→ Exercise instructions:
Report every line below that holds the word "html".

→ Raw data:
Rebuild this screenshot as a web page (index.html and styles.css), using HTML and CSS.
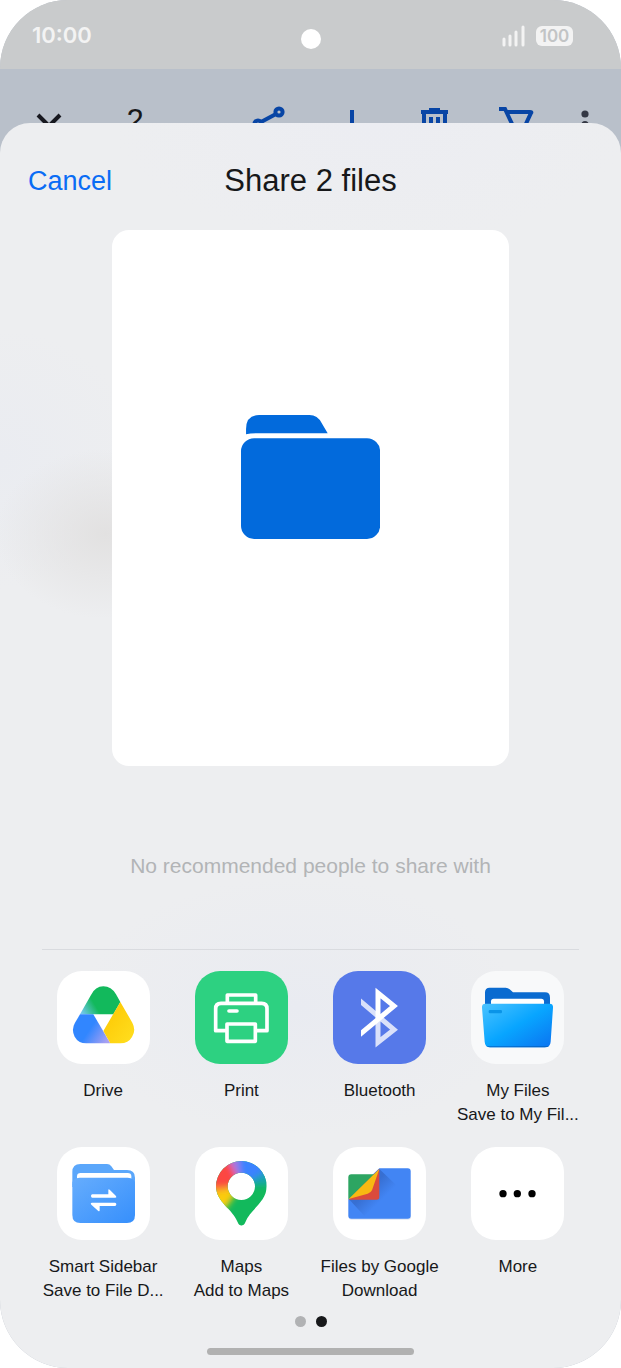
FILE: index.html
```
<!DOCTYPE html>
<html lang="en">
<head>
    <meta charset="UTF-8">
    <meta name="viewport" content="width=device-width, initial-scale=1.0">
    <title>Share 2 files</title>
    <link rel="stylesheet" href="styles.css">
</head>
<body>
    <div class="phone">
        <div class="status-bar">
            <span class="time">10:00</span>
            <span class="camera"></span>
            <div class="status-icons">
                <svg class="signal" viewBox="0 0 24 22">
                    <path d="M2 14V20M8 11V20M14 7V20M21 2V20" />
                </svg>
                <span class="battery">100</span>
            </div>
        </div>

        <div class="toolbar">
            <button type="button" aria-label="Close">
                <svg viewBox="0 0 32 32"><path d="M5 8L25 28M27 8L7 28" /></svg>
            </button>
            <span class="count">2</span>
            <span></span>
            <button type="button" class="blue" aria-label="Share">
                <svg viewBox="0 0 32 32">
                    <circle cx="25" cy="5" r="3.6" /><circle cx="4" cy="17" r="3.6" /><circle cx="25" cy="29" r="3.6" />
                    <path d="M7 15L22 7M7 19L22 27" />
                </svg>
            </button>
            <button type="button" class="blue" aria-label="Download">
                <svg viewBox="0 0 32 32"><path d="M16 3V26M7 18L16 27L25 18M4 30H28" /></svg>
            </button>
            <button type="button" class="blue" aria-label="Delete">
                <svg viewBox="0 0 32 32"><path d="M3 5H30M11 3H22M6 5V29H27V5M13 10V24M20 10V24" /></svg>
            </button>
            <button type="button" class="blue" aria-label="Order">
                <svg viewBox="0 0 32 32"><path d="M-1 2H5L14 21H24L31 6Q32 5 30 5H6" /><circle cx="14" cy="27" r="2" /><circle cx="25" cy="27" r="2" /></svg>
            </button>
            <button type="button" class="dots-menu" aria-label="More options">
                <svg viewBox="0 0 32 32"><circle cx="16" cy="7" r="3.6" /><circle cx="16" cy="17.5" r="3.6" /><circle cx="16" cy="28" r="3.6" /></svg>
            </button>
        </div>

        <main class="sheet">
            <header class="sheet-header">
                <button type="button" class="cancel">Cancel</button>
                <h1>Share 2 files</h1>
            </header>

            <div class="preview">
                <svg viewBox="0 0 138 124">
                    <path d="M5 19V14Q5 0 18 0H68Q76 0 80 8L86 18H15Q9 18 5 19Z" />
                    <rect x="0" y="23" width="138" height="100" rx="13" />
                </svg>
            </div>

            <p class="message">No recommended people to share with</p>

            <div class="apps">
                <button type="button" class="app">
                    <svg class="tile" viewBox="0 0 279 279">
                        <defs>
                            <linearGradient id="driveGreen" gradientUnits="userSpaceOnUse" x1="72" y1="122" x2="112" y2="98">
                                <stop offset="0" stop-color="#72c7ee" />
                                <stop offset="1" stop-color="#12b95c" />
                            </linearGradient>
                            <linearGradient id="driveBlue" gradientUnits="userSpaceOnUse" x1="98" y1="175" x2="150" y2="210">
                                <stop offset="0" stop-color="#3186ff" />
                                <stop offset="1" stop-color="#a8a0f2" />
                            </linearGradient>
                            <linearGradient id="driveYellow" x1="0" y1="0" x2="1" y2="1">
                                <stop offset="0" stop-color="#fdc500" />
                                <stop offset="1" stop-color="#ffdf20" />
                            </linearGradient>
                        </defs>
                        <path fill="url(#driveGreen)" d="M69 130L102 72Q115 46 139 46Q163 46 177 70L190 93L169 130Z" />
                        <path fill="url(#driveBlue)" d="M69 130H109L160 217H88Q64 217 53 197Q42 176 54 155Z" />
                        <path fill="url(#driveYellow)" d="M190 93L226 155Q238 178 225 198Q214 217 190 217H160L139 180Z" />
                    </svg>
                    <span>Drive</span>
                </button>
                <button type="button" class="app">
                    <svg class="tile green" viewBox="0 0 279 279">
                        <g fill="none" stroke="#fff" stroke-width="11" stroke-linejoin="round">
                            <path d="M97 97V72H182V97" />
                            <path d="M95 179H62V113Q62 97 78 97H200Q216 97 216 113V179H183" />
                            <rect x="96" y="159" width="85" height="52" />
                            <path d="M102 120H126" stroke-linecap="round" />
                        </g>
                    </svg>
                    <span>Print</span>
                </button>
                <button type="button" class="app">
                    <svg class="tile indigo" viewBox="0 0 279 279">
                        <clipPath id="btClip"><rect x="84" y="40" width="120" height="200" /></clipPath>
                        <g fill="none" stroke="#fff" stroke-width="15" clip-path="url(#btClip)">
                            <path d="M74 84L183 176L135 214V142" stroke-opacity=".78" />
                            <path d="M74 196L183 105L135 66V146" />
                        </g>
                    </svg>
                    <span>Bluetooth</span>
                </button>
                <button type="button" class="app">
                    <svg class="tile pale" viewBox="0 0 279 279">
                        <defs>
                            <linearGradient id="filesFront" x1="0" y1="0" x2="1" y2="1">
                                <stop offset="0" stop-color="#4cc3ff" />
                                <stop offset=".5" stop-color="#08a5ff" />
                                <stop offset="1" stop-color="#0b72f0" />
                            </linearGradient>
                        </defs>
                        <path fill="#0a6bd0" d="M42 110V64Q42 50 56 50H104Q111 50 116 55L126 64H222Q237 64 237 80V110Z" />
                        <rect x="60" y="83" width="159" height="30" rx="8" fill="#fff" />
                        <path fill="url(#filesFront)" d="M43 98H236Q247 98 246 110L239 212Q238 229 221 229H57Q42 229 41 212L33 110Q32 98 43 98Z" />
                        <path d="M46 226Q52 229 57 229H221Q230 229 234 225Z" fill="#0768c8" />
                        <rect x="53" y="117" width="40" height="10" rx="4" fill="#0a94e8" />
                    </svg>
                    <span>My Files</span>
                    <span>Save to My Fil...</span>
                </button>
                <button type="button" class="app">
                    <svg class="tile" viewBox="0 0 279 279">
                        <defs>
                            <linearGradient id="sideFront" x1="0" y1="0" x2="1" y2="1">
                                <stop offset="0" stop-color="#66adfd" />
                                <stop offset="1" stop-color="#368ffc" />
                            </linearGradient>
                        </defs>
                        <path fill="#5ba7fb" d="M46 120V75Q46 51 70 51H150Q158 51 163 58L171 69H210Q234 69 234 92V120Z" />
                        <path fill="#fff" d="M60 100V88Q60 78 71 78H212Q223 78 223 88V100Z" />
                        <path fill="url(#sideFront)" d="M46 112Q46 92 68 92H212Q234 92 234 112V204Q234 228 210 228H70Q46 228 46 204Z" />
                        <path fill="#fff" d="M106 142H154V130Q154 124 158 128L177 147Q180 152 175 152H106Q102 152 102 147Q102 142 106 142ZM174 167Q178 167 178 172Q178 177 174 177H128V190Q128 195 123 191L103 173Q99 167 105 167Z" />
                    </svg>
                    <span>Smart Sidebar</span>
                    <span>Save to File D...</span>
                </button>
                <button type="button" class="app">
                    <svg class="tile" viewBox="0 0 279 279">
                        <defs>
                            <clipPath id="pin">
                                <path clip-rule="evenodd" d="M139 42A76 76 0 0 1 215 118C215 166 165 187 151 226Q147 236 139 236Q132 236 128 226C114 187 63 166 63 118A76 76 0 0 1 139 42ZM139 77A41 41 0 1 0 139 159A41 41 0 1 0 139 77Z" />
                            </clipPath>
                            <filter id="soft" x="-60%" y="-60%" width="220%" height="220%"><feGaussianBlur stdDeviation="9" /></filter>
                        </defs>
                        <g clip-path="url(#pin)">
                            <rect x="55" y="35" width="170" height="210" fill="#12b95c" />
                            <g filter="url(#soft)">
                                <path fill="#15a5ac" d="M139 118L190 40L240 60V112Z" />
                                <path fill="#3b82ff" d="M139 118L125 20H190L215 72Z" />
                                <path fill="#a878e0" d="M139 118L85 35L128 20Z" />
                                <path fill="#fc4643" d="M139 118L30 122V50L95 30Z" />
                                <path fill="#fb8a28" d="M139 118L30 120V142Z" />
                                <path fill="#fbcc10" d="M139 118L40 138V180L88 190Z" />
                            </g>
                        </g>
                    </svg>
                    <span>Maps</span>
                    <span>Add to Maps</span>
                </button>
                <button type="button" class="app">
                    <svg class="tile" viewBox="0 0 279 279">
                        <defs>
                            <linearGradient id="fold" gradientUnits="userSpaceOnUse" x1="110" y1="125" x2="145" y2="160">
                                <stop offset="0" stop-color="#376fd2" />
                                <stop offset="1" stop-color="#4285f4" />
                            </linearGradient>
                        </defs>
                        <rect x="47" y="150" width="187" height="68" rx="9" fill="#dfe5f2" />
                        <path fill="#4285f4" d="M139 64H224Q233 64 233 73V206Q233 215 224 215H55Q46 215 46 206V156L120 82Z" />
                        <path fill="url(#fold)" d="M139 66L190 115L95 208L48 157Z" />
                        <path fill="#2da562" d="M46 156V91Q46 82 55 82H124L100 130Z" />
                        <path fill="#db4b3c" d="M139 66V150Q139 158 131 158H47Z" />
                        <path fill="#f8b912" d="M139 66L47 156L104 140Q113 138 117 130Z" />
                    </svg>
                    <span>Files by Google</span>
                    <span>Download</span>
                </button>
                <button type="button" class="app">
                    <svg class="tile" viewBox="0 0 279 279">
                        <circle cx="96" cy="140" r="11" /><circle cx="139" cy="140" r="11" /><circle cx="183" cy="140" r="11" />
                    </svg>
                    <span>More</span>
                </button>
            </div>

            <div class="pages">
                <span></span>
                <span class="current"></span>
            </div>
            <div class="home-handle"></div>
        </main>
    </div>
</body>
</html>
```
FILE: styles.css
```
* {
    box-sizing: border-box;
}

body {
    margin: 0;
    background-color: #fff;
    font-family: "Liberation Sans", Arial, sans-serif;
    color: #17181a;
}

button {
    padding: 0;
    border: none;
    background: none;
    font: inherit;
    color: inherit;
    cursor: pointer;
}

.phone {
    display: flex;
    flex-direction: column;
    min-height: 100vh;
    background-color: #b9c0ca;
    border-radius: 68px;
    overflow: hidden;
}

/* Status bar */
.status-bar {
    display: grid;
    grid-template-columns: 1fr auto 1fr;
    align-items: center;
    height: 69px;
    padding: 4px 48px 0 32px;
    background-color: #c9cbcc;
    color: #f3f3f3;
    font-family: Inter, "Liberation Sans", sans-serif;
}

.time {
    font-size: 22px;
    line-height: 28px;
    font-weight: 600;
    margin-bottom: 4px;
}

.camera {
    width: 20px;
    height: 20px;
    margin: 4px 0 0 16px;
    border-radius: 50%;
    background-color: #fff;
}

.status-icons {
    display: flex;
    justify-content: flex-end;
    align-items: center;
    gap: 10px;
    margin-bottom: 2px;
}

.signal {
    width: 24px;
    height: 22px;
    stroke: #f3f3f3;
    stroke-width: 3;
    stroke-linecap: round;
}

.battery {
    width: 37px;
    border-radius: 6px;
    background-color: #f3f3f3;
    color: #c2c4c5;
    font-size: 17px;
    line-height: 20px;
    font-weight: 600;
    text-align: center;
}

/* Toolbar of the gallery under the sheet */
.toolbar {
    display: grid;
    grid-template-columns: 97px 76px 1fr repeat(4, 82px) 56px;
    align-items: center;
    justify-items: center;
    height: 108px;
    padding-right: 8px;
}

.toolbar svg {
    display: block;
    width: 32px;
    height: 32px;
    fill: none;
    stroke: #17181f;
    stroke-width: 4;
    overflow: visible;
}

.toolbar .blue svg {
    stroke: #0845a5;
}

.toolbar .dots-menu svg {
    fill: #343844;
    stroke: none;
}

.count {
    padding-bottom: 4px;
    font-size: 31px;
    line-height: 36px;
}

/* Share sheet */
.sheet {
    display: flex;
    flex: 1;
    flex-direction: column;
    align-items: center;
    margin-top: -54px;
    padding-bottom: 12px;
    border-radius: 30px 30px 0 0;
    background:
        radial-gradient(110px 85px at 17% 33%, #e2e1e1, transparent),
        radial-gradient(140px 130px at 0 27%, #eaecf1, transparent),
        radial-gradient(220px 130px at 48% 71%, #e9ebf1, transparent),
        radial-gradient(260px 120px at 60% 0, #ecedf2, transparent),
        #edeef0;
}

.sheet-header {
    display: grid;
    grid-template-columns: 1fr auto 1fr;
    align-items: center;
    width: 100%;
    height: 107px;
    padding: 8px 28px 0;
}

.cancel {
    justify-self: start;
    color: #0a6cf5;
    font-size: 27px;
    line-height: 32px;
}

.sheet-header h1 {
    margin: 0;
    font-size: 31px;
    line-height: 36px;
    font-weight: 400;
}

.preview {
    display: flex;
    align-items: center;
    justify-content: center;
    width: 64%;
    aspect-ratio: 397 / 535;
    padding-bottom: 40px;
    border-radius: 17px;
    background-color: #fff;
}

.preview svg {
    width: 35%;
    fill: #026adc;
}

.message {
    margin: 0;
    padding: 84px 0 67px;
    color: #b2b4b6;
    font-size: 21px;
    line-height: 32px;
}

.apps {
    display: grid;
    grid-template-columns: repeat(4, 1fr);
    gap: 20px 0;
    width: calc(100% - 68px);
    padding-top: 22px;
    background: linear-gradient(#d9dbdf, #d9dbdf) center top / calc(100% - 16px) 1px no-repeat;
}

.app {
    display: flex;
    flex-direction: column;
    align-items: center;
    min-width: 0;
    font-size: 17px;
    line-height: 24px;
    white-space: nowrap;
}

.tile {
    width: 93px;
    height: 93px;
    margin-bottom: 15px;
    border-radius: 25px;
    background-color: #fff;
}

.tile.green {
    background-color: #2dd181;
}

.tile.indigo {
    background-color: #5679e9;
}

.tile.pale {
    background-color: #f8f9fa;
}

.pages {
    display: flex;
    gap: 10px;
    padding: 13px 0 21px;
}

.pages span {
    width: 11px;
    height: 11px;
    border-radius: 50%;
    background-color: #b1b2b4;
}

.pages .current {
    background-color: #17181a;
}

.home-handle {
    width: 207px;
    height: 7px;
    border-radius: 4px;
    background-color: #b1b1b1;
}
```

→ Complete answer:
Rebuild this screenshot as a web page (index.html and styles.css), using HTML and CSS.
FILE: index.html
<!DOCTYPE html>
<html lang="en">
</html>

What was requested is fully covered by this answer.